Que dit le texte ? – Le temps se fait court
La réflexion éthique de l’apôtre se conduit à la lumière de ce principe herméneutique : le temps se fait court. Les situations de vie – la conjugalité, la tristesse, la joie, la possession… – sont envisagées à partir de ce principe.
Dans l’épître aux Romains, la brièveté des temps conduit à l’urgence de l’amour, car vous savez en quel temps nous sommes : c’est bien l’heure de vous réveiller du sommeil, car maintenant le salut est plus proche de nous que lorsque nous sommes venus à la foi. La nuit est avancée, le jour s’est approché. Rejetons donc les œuvres des ténèbres et revêtons les armes de la lumière (Rm 13.10-12).
Pour les stoïciens comme pour les épicuriens, le bonheur se définit par l’absence de troubles, donc par le détachement vis-à-vis des plaisirs illusoires de ce monde. Chez Paul, ce même détachement est enseigné parce que le temps se fait court.
Quel est le lien avec le passage de l’Évangile ? – Paul et les disciples de Jésus
Lorsque les pêcheurs qui réparaient leur filet ont entendu l’appel de Jésus, ils ont tout laissé pour le suivre. Ils ont entendu une parole qui relativisait tous leurs attachements et toutes leurs activités.
La réponse radicale de ces travailleurs de la mer nous rappelle l’urgence de l’Évangile. Nous pouvons entendre cette parole pour nous.
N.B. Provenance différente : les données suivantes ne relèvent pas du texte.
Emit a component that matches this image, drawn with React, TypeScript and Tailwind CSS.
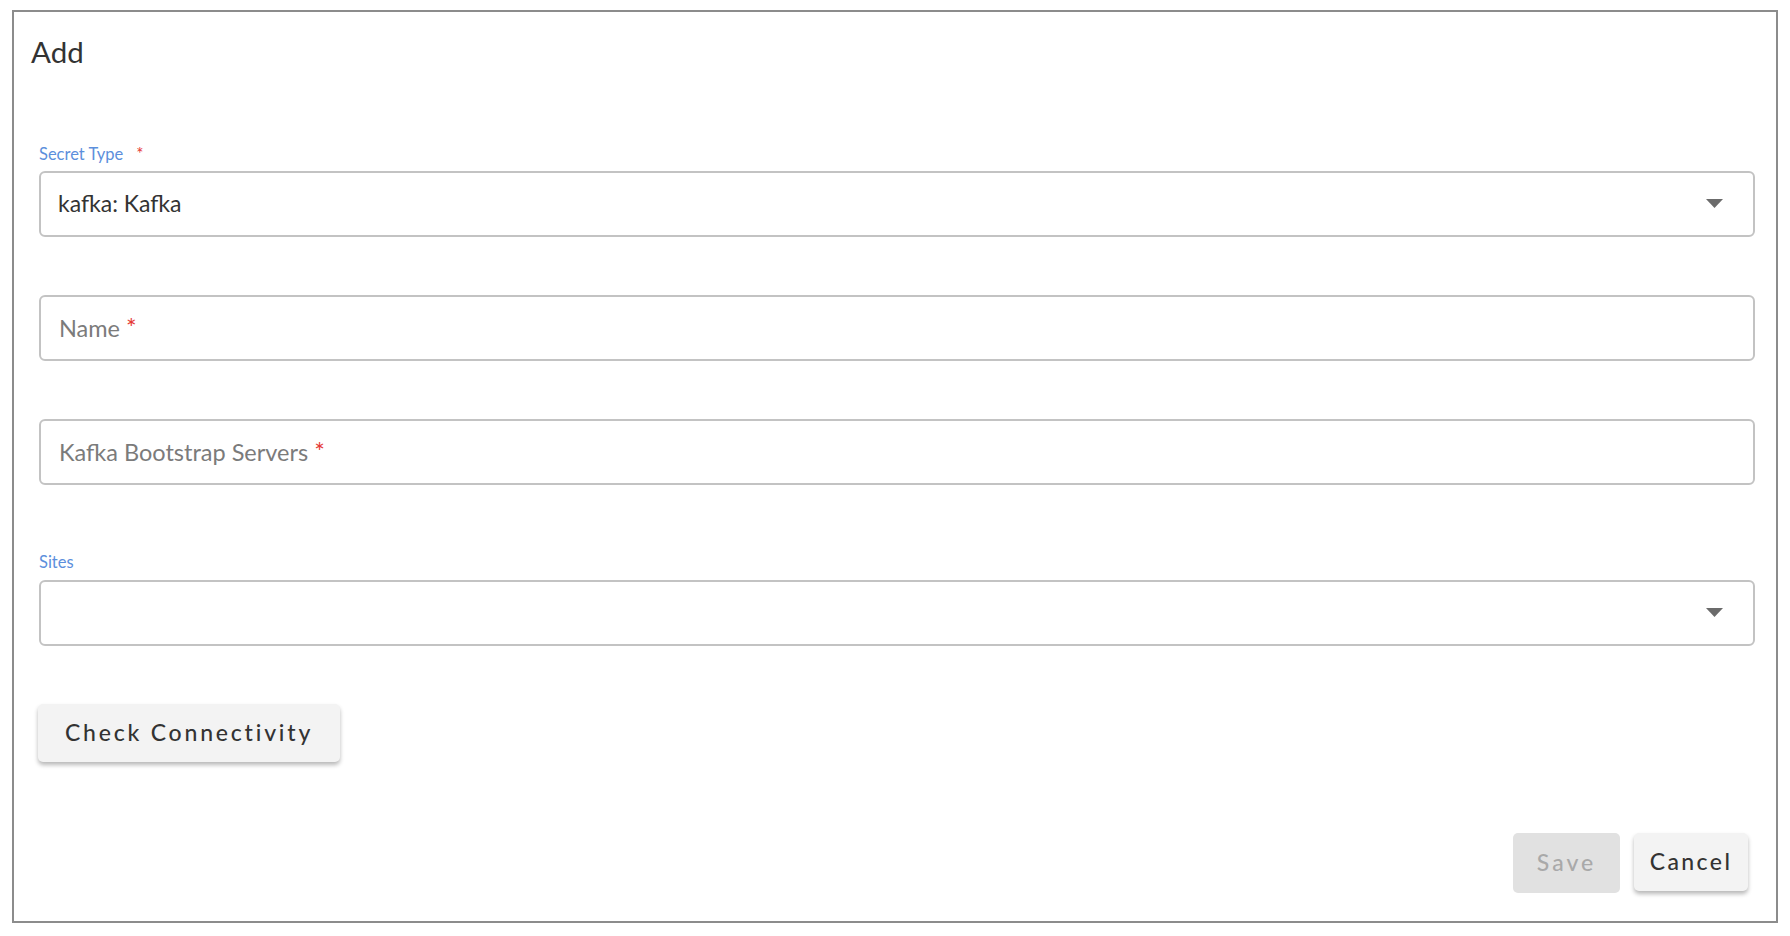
import React from 'react';

const font = { fontFamily: 'Lato, "Noto Sans", sans-serif' };

const Caret: React.FC = () => (
  <svg width="17" height="9" viewBox="0 0 17 9" className="shrink-0">
    <polygon points="0,0 17,0 8.5,9" fill="#6b6b6b" />
  </svg>
);

const FieldLabel: React.FC<{ text: string; required?: boolean }> = ({ text, required }) => (
  <div className="h-[16px] text-[16.5px] leading-none text-[#5c8fdc] mb-[10px]">
    {text}
    {required && <span className="ml-[13px] text-[17px] text-[#e53935]">*</span>}
  </div>
);

const SelectBox: React.FC<{ value?: string }> = ({ value }) => (
  <div className="h-[66px] w-full rounded-[6px] border-2 border-[#c3c3c3] flex items-center pl-[17px] pr-[30px]">
    <span className="flex-1 text-[23px] text-[#333333]">{value}</span>
    <Caret />
  </div>
);

const TextBox: React.FC<{ placeholder: string }> = ({ placeholder }) => (
  <div className="h-[66px] w-full rounded-[6px] border-2 border-[#c3c3c3] flex items-center pl-[18px]">
    <span className="text-[23.5px] text-[#7b7b7b]">
      {placeholder} <span className="text-[25px] text-[#e53935]">*</span>
    </span>
  </div>
);

export default function App() {
  return (
    <div className="w-full h-[936px] bg-white pt-[10px] pl-[12px]" style={font}>
      <div className="w-[1766px] h-[913px] border-2 border-[#8c8c8c] flex flex-col">
        <div className="pt-[25px] pl-[17px] text-[29.5px] leading-none text-[#333333]">Add</div>

        <div className="pl-[25px] pr-[21px] flex flex-col">
          <div className="mt-[78px]">
            <FieldLabel text="Secret Type" required />
            <SelectBox value="kafka: Kafka" />
          </div>

          <div className="mt-[58px]">
            <TextBox placeholder="Name" />
          </div>

          <div className="mt-[58px]">
            <TextBox placeholder="Kafka Bootstrap Servers" />
          </div>

          <div className="mt-[69px]">
            <FieldLabel text="Sites" />
            <SelectBox />
          </div>

          <div className="mt-[58px]">
            <button className="h-[58px] w-[302px] rounded-[5px] bg-[#f3f3f3] text-[23px] font-medium tracking-[2.8px] text-[#333333] shadow-[0_3px_4px_rgba(0,0,0,0.28)] -ml-px">
              Check Connectivity
            </button>
          </div>
        </div>

        <div className="mt-[71px] pr-[28px] flex justify-end gap-[14px]">
          <button className="h-[60px] w-[107px] rounded-[5px] bg-[#e1e1e1] text-[23px] font-medium tracking-[3px] text-[#a9a9a9]">
            Save
          </button>
          <button className="h-[58px] w-[114px] rounded-[5px] bg-[#f3f3f3] text-[23px] font-medium tracking-[2.4px] text-[#333333] shadow-[0_3px_4px_rgba(0,0,0,0.28)]">
            Cancel
          </button>
        </div>
      </div>
    </div>
  );
}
Comme le dit Jésus dans la parabole du riche insensé, peut-être que ce soir je serai mort (Lc 12.20). Que le soir de ma mortsoit aujourd’hui ou dans quelques décennies, le temps est court. C’est pourquoi il est urgent de me convertir et de vivre des graines d’Évangile dans ma vie et dans mes relations.
Le Premier Testament du dimanche 21 janvier
Jonas 3.1-10 – La conversion de Ninive
Des étrangers se tournent vers Dieu
Le contexte – Le livre de Jonas
Jonas est envoyé à Ninive qui était la capitale de l’Assyrie, l’empire qui a envahi le royaume du nord et détruit la ville de Samarie.
Le prophète Nahum décrit la chute de Ninive comme une vengeance du Seigneur à cause de la violence et de la prostitution qui régnaient dans la ville. Celui de Jonas est dans une tonalité différente puisqu’il raconte le pardon que Dieu accorde à la ville ennemie.
Il faut ajouter que ce récit ressemble plus à un conte oriental qu’à un livre prophétique et la présence d’animaux miraculeux relève plus du récit légendaire que de la tradition biblique.
Le décalage est d’autant plus marqué que le message du livre – Dieu fait miséricorde aux Ninivites qui se sont repentis – est l’inverse de celui du personnage éponyme qui, dans le dernier chapitre, attend avec impatience que Dieu fasse descendre son feu sur la ville pécheresse. Avec humour, le récit se moque du prophète nationaliste qui proteste contre un Dieu qui est compatissant avec les ennemis de son peuple.
Que dit le texte ? – La repentance des Ninivites
Dieu a une première fois appelé Jonas pour qu’il annonce le jugement de Ninive, mais je prophète a fui sa vocation en partant dans la direction opposée.
Rattrapé par un grand poisson, il est recraché sur le rivage et Dieu lui demande une seconde fois d’aller prêcher à Ninive. Obligé, Jonas s’exécute et un vrai miracle se produit : au lieu de se débarrasser du prophète de malheur, les Ninivites sont touchés pas son message et le roi ordonne à tous les humains de la ville – et aussi aux animaux – de se revêtir de sacs en signe de repentance – et de revenir de leurs mauvaises actions.
Le chapitre se termine par un deuxième miracle : Dieu vit qu’ils agissaient ainsi et qu’ils revenaient de leur voie mauvaise. Alors Dieu renonça au mal qu’il avait parlé de leur faire ; il ne le fit pas (Jon 3.10).
Quel est le lien avec le passage de l’Évangile ? – La réponse des premiers apôtres
Jésus commence son ministère en proclamant, lui aussi le changement de comportement : Le temps est accompli et le règne de Dieu s’est approché. Changez radicalement et croyez à la bonne nouvelle (Mc 1.15).
Ceux qui entendent cette parole ne sont pas les Ninivites, mais des pêcheurs qui laissent leurs filets pour aller à sa suite. Les premiers disciples de Jésus n’ont pas été des religieux qui passaient leurs journées à scruter les Écritures, mais des travailleurs de la mer.
L’Évangile s’adresse à tous, et parfois ceux qui l’entendent ne sont pas ceux à qui on s’attendrait.